• [Your task]: Write the data out again exactly, with no pictures.

• [Information provided]:
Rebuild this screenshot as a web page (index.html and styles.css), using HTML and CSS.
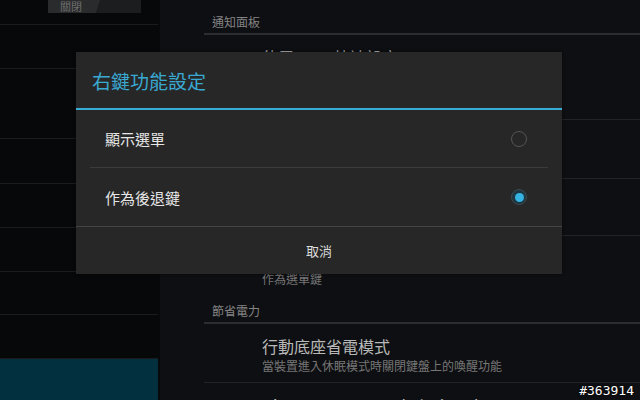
FILE: index.html
```html
<!DOCTYPE html>
<html>
<head>
    <title>右鍵功能設定</title>
    <link rel="stylesheet" href="styles.css">
</head>
<body>
    <div class="screen">
        <div class="left-pane">
            <div class="left-item first">
                <div class="toggle">
                    <span class="toggle-thumb">關閉</span>
                </div>
            </div>
            <div class="left-item h44"></div>
            <div class="left-item h70"></div>
            <div class="left-item h45"></div>
            <div class="left-item h44"></div>
            <div class="left-item h44"></div>
            <div class="left-item h43"></div>
            <div class="left-item h44"></div>
            <div class="left-item selected"></div>
        </div>

        <div class="right-pane">
            <div class="section-header">通知面板</div>
            <div class="pref-item h85">
                <div class="pref-title">使用ASUS快速設定</div>
                <div class="pref-summary">在通知面板中顯示快速設定</div>
            </div>
            <div class="pref-item h59">
                <div class="pref-title">鍵盤設定</div>
            </div>
            <div class="pref-item h57">
                <div class="pref-title">觸控板設定</div>
            </div>
            <div class="pref-item last h52">
                <div class="pref-summary">作為選單鍵</div>
            </div>
            <div class="section-header">節省電力</div>
            <div class="pref-item">
                <div class="pref-title">行動底座省電模式</div>
                <div class="pref-summary">當裝置進入休眠模式時關閉鍵盤上的喚醒功能</div>
            </div>
            <div class="pref-item">
                <div class="pref-title">Disconnect network during sleep</div>
            </div>
        </div>

        <div class="dialog">
            <div class="dialog-title">右鍵功能設定</div>
            <div class="dialog-list">
                <div class="choice">
                    <span>顯示選單</span>
                    <span class="radio"></span>
                </div>
                <div class="choice">
                    <span>作為後退鍵</span>
                    <span class="radio checked"></span>
                </div>
            </div>
            <div class="dialog-button">取消</div>
        </div>

        <div class="watermark">#363914</div>
    </div>
</body>
</html>
```

FILE: styles.css
```css
body {
    margin: 0;
    background: #0d0e10;
    font-family: "Noto Sans CJK TC", "Noto Sans", sans-serif;
}
.screen {
    position: relative;
    width: 640px;
    height: 400px;
    overflow: hidden;
    display: flex;
}

/* left list */
.left-pane {
    width: 160px;
    flex-shrink: 0;
    background: #070809;
    display: flex;
    flex-direction: column;
}
.left-item {
    border-bottom: 1px solid #1a1b1d;
    box-sizing: border-box;
    margin-right: 2px;
}
.left-item.first {
    height: 25px;
    position: relative;
}
.h44 { height: 44px; }
.h70 { height: 70px; }
.h45 { height: 45px; }
.h43 { height: 43px; }
.left-item.selected {
    flex: 1;
    border: none;
    margin-right: 2px;
    background: #03303f;
}
.toggle {
    position: absolute;
    left: 48px;
    top: 0;
    width: 93px;
    height: 13px;
    background: #1c1d1f;
}
.toggle-thumb {
    display: block;
    width: 52px;
    height: 13px;
    padding-left: 12px;
    box-sizing: border-box;
    background: #2a2b2d;
    clip-path: polygon(0 0, 100% 0, 92% 100%, 0 100%);
    color: #6e6e6e;
    font-size: 11px;
    line-height: 13px;
}

/* right preferences */
.right-pane {
    flex: 1;
    padding-left: 44px;
    background: #0e0f12;
}
.section-header {
    height: 35px;
    box-sizing: border-box;
    padding: 14px 0 0 8px;
    border-bottom: 2px solid #2c2d30;
    color: #848484;
    font-size: 12px;
    line-height: 16px;
}
.pref-item {
    box-sizing: border-box;
    padding: 11px 0 8px 58px;
    border-bottom: 1px solid #222326;
}
.pref-item.last {
    border-bottom: none;
}
.h85 { height: 85px; }
.h59 { height: 59px; }
.h57 { height: 57px; }
.h52 { height: 53px; padding-top: 34px; }
.pref-title {
    color: #b8b8b8;
    font-size: 16px;
    line-height: 22px;
}
.pref-summary {
    color: #767676;
    font-size: 12px;
    line-height: 17px;
}

/* dialog */
.dialog {
    position: absolute;
    left: 76px;
    top: 52px;
    width: 486px;
    height: 222px;
    background: #272727;
    box-shadow: 0 0 3px rgba(0, 0, 0, 0.6);
    display: flex;
    flex-direction: column;
}
.dialog-title {
    height: 58px;
    box-sizing: border-box;
    padding: 15px 0 0 16px;
    border-bottom: 2px solid #36acd6;
    color: #3aa9d2;
    font-size: 19px;
    line-height: 28px;
}
.dialog-list {
    padding: 0 14px;
}
.choice {
    height: 58px;
    box-sizing: border-box;
    display: flex;
    align-items: center;
    justify-content: space-between;
    padding: 0 21px 0 15px;
    border-bottom: 1px solid #3b3b3b;
    color: #e6e6e6;
    font-size: 15px;
}
.choice:last-child {
    border-bottom: none;
}
.radio {
    width: 14px;
    height: 14px;
    border: 1px solid #545454;
    border-radius: 50%;
    box-sizing: content-box;
    display: flex;
    align-items: center;
    justify-content: center;
}
.radio.checked {
    background: #1e3640;
    border-color: #3d4a50;
}
.radio.checked::after {
    content: "";
    width: 9px;
    height: 9px;
    border-radius: 50%;
    background: #35b4e4;
}
.dialog-button {
    flex: 1;
    border-top: 1px solid #444;
    display: flex;
    align-items: center;
    justify-content: center;
    color: #dcdcdc;
    font-size: 13px;
}

.watermark {
    position: absolute;
    right: 6px;
    bottom: 2px;
    color: #ffffff;
    font-family: "DejaVu Sans Mono", monospace;
    font-size: 13px;
    text-shadow: 0 0 2px #000;
}
```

• [Response to the task]:
Rebuild this screenshot as a web page (index.html and styles.css), using HTML and CSS.
FILE: index.html
```html
<!DOCTYPE html>
<html>
<head>
    <title>右鍵功能設定</title>
    <link rel="stylesheet" href="styles.css">
</head>
<body>
    <div class="screen">
        <div class="left-pane">
            <div class="left-item first">
                <div class="toggle">
                    <span class="toggle-thumb">關閉</span>
                </div>
            </div>
            <div class="left-item h44"></div>
            <div class="left-item h70"></div>
            <div class="left-item h45"></div>
            <div class="left-item h44"></div>
            <div class="left-item h44"></div>
            <div class="left-item h43"></div>
            <div class="left-item h44"></div>
            <div class="left-item selected"></div>
        </div>

        <div class="right-pane">
            <div class="section-header">通知面板</div>
            <div class="pref-item h85">
                <div class="pref-title">使用ASUS快速設定</div>
                <div class="pref-summary">在通知面板中顯示快速設定</div>
            </div>
            <div class="pref-item h59">
                <div class="pref-title">鍵盤設定</div>
            </div>
            <div class="pref-item h57">
                <div class="pref-title">觸控板設定</div>
            </div>
            <div class="pref-item last h52">
                <div class="pref-summary">作為選單鍵</div>
            </div>
            <div class="section-header">節省電力</div>
            <div class="pref-item">
                <div class="pref-title">行動底座省電模式</div>
                <div class="pref-summary">當裝置進入休眠模式時關閉鍵盤上的喚醒功能</div>
            </div>
            <div class="pref-item">
                <div class="pref-title">Disconnect network during sleep</div>
            </div>
        </div>

        <div class="dialog">
            <div class="dialog-title">右鍵功能設定</div>
            <div class="dialog-list">
                <div class="choice">
                    <span>顯示選單</span>
                    <span class="radio"></span>
                </div>
                <div class="choice">
                    <span>作為後退鍵</span>
                    <span class="radio checked"></span>
                </div>
            </div>
            <div class="dialog-button">取消</div>
        </div>

        <div class="watermark">#363914</div>
    </div>
</body>
</html>
```

FILE: styles.css
```css
body {
    margin: 0;
    background: #0d0e10;
    font-family: "Noto Sans CJK TC", "Noto Sans", sans-serif;
}
.screen {
    position: relative;
    width: 640px;
    height: 400px;
    overflow: hidden;
    display: flex;
}

/* left list */
.left-pane {
    width: 160px;
    flex-shrink: 0;
    background: #070809;
    display: flex;
    flex-direction: column;
}
.left-item {
    border-bottom: 1px solid #1a1b1d;
    box-sizing: border-box;
    margin-right: 2px;
}
.left-item.first {
    height: 25px;
    position: relative;
}
.h44 { height: 44px; }
.h70 { height: 70px; }
.h45 { height: 45px; }
.h43 { height: 43px; }
.left-item.selected {
    flex: 1;
    border: none;
    margin-right: 2px;
    background: #03303f;
}
.toggle {
    position: absolute;
    left: 48px;
    top: 0;
    width: 93px;
    height: 13px;
    background: #1c1d1f;
}
.toggle-thumb {
    display: block;
    width: 52px;
    height: 13px;
    padding-left: 12px;
    box-sizing: border-box;
    background: #2a2b2d;
    clip-path: polygon(0 0, 100% 0, 92% 100%, 0 100%);
    color: #6e6e6e;
    font-size: 11px;
    line-height: 13px;
}

/* right preferences */
.right-pane {
    flex: 1;
    padding-left: 44px;
    background: #0e0f12;
}
.section-header {
    height: 35px;
    box-sizing: border-box;
    padding: 14px 0 0 8px;
    border-bottom: 2px solid #2c2d30;
    color: #848484;
    font-size: 12px;
    line-height: 16px;
}
.pref-item {
    box-sizing: border-box;
    padding: 11px 0 8px 58px;
    border-bottom: 1px solid #222326;
}
.pref-item.last {
    border-bottom: none;
}
.h85 { height: 85px; }
.h59 { height: 59px; }
.h57 { height: 57px; }
.h52 { height: 53px; padding-top: 34px; }
.pref-title {
    color: #b8b8b8;
    font-size: 16px;
    line-height: 22px;
}
.pref-summary {
    color: #767676;
    font-size: 12px;
    line-height: 17px;
}

/* dialog */
.dialog {
    position: absolute;
    left: 76px;
    top: 52px;
    width: 486px;
    height: 222px;
    background: #272727;
    box-shadow: 0 0 3px rgba(0, 0, 0, 0.6);
    display: flex;
    flex-direction: column;
}
.dialog-title {
    height: 58px;
    box-sizing: border-box;
    padding: 15px 0 0 16px;
    border-bottom: 2px solid #36acd6;
    color: #3aa9d2;
    font-size: 19px;
    line-height: 28px;
}
.dialog-list {
    padding: 0 14px;
}
.choice {
    height: 58px;
    box-sizing: border-box;
    display: flex;
    align-items: center;
    justify-content: space-between;
    padding: 0 21px 0 15px;
    border-bottom: 1px solid #3b3b3b;
    color: #e6e6e6;
    font-size: 15px;
}
.choice:last-child {
    border-bottom: none;
}
.radio {
    width: 14px;
    height: 14px;
    border: 1px solid #545454;
    border-radius: 50%;
    box-sizing: content-box;
    display: flex;
    align-items: center;
    justify-content: center;
}
.radio.checked {
    background: #1e3640;
    border-color: #3d4a50;
}
.radio.checked::after {
    content: "";
    width: 9px;
    height: 9px;
    border-radius: 50%;
    background: #35b4e4;
}
.dialog-button {
    flex: 1;
    border-top: 1px solid #444;
    display: flex;
    align-items: center;
    justify-content: center;
    color: #dcdcdc;
    font-size: 13px;
}

.watermark {
    position: absolute;
    right: 6px;
    bottom: 2px;
    color: #ffffff;
    font-family: "DejaVu Sans Mono", monospace;
    font-size: 13px;
    text-shadow: 0 0 2px #000;
}
```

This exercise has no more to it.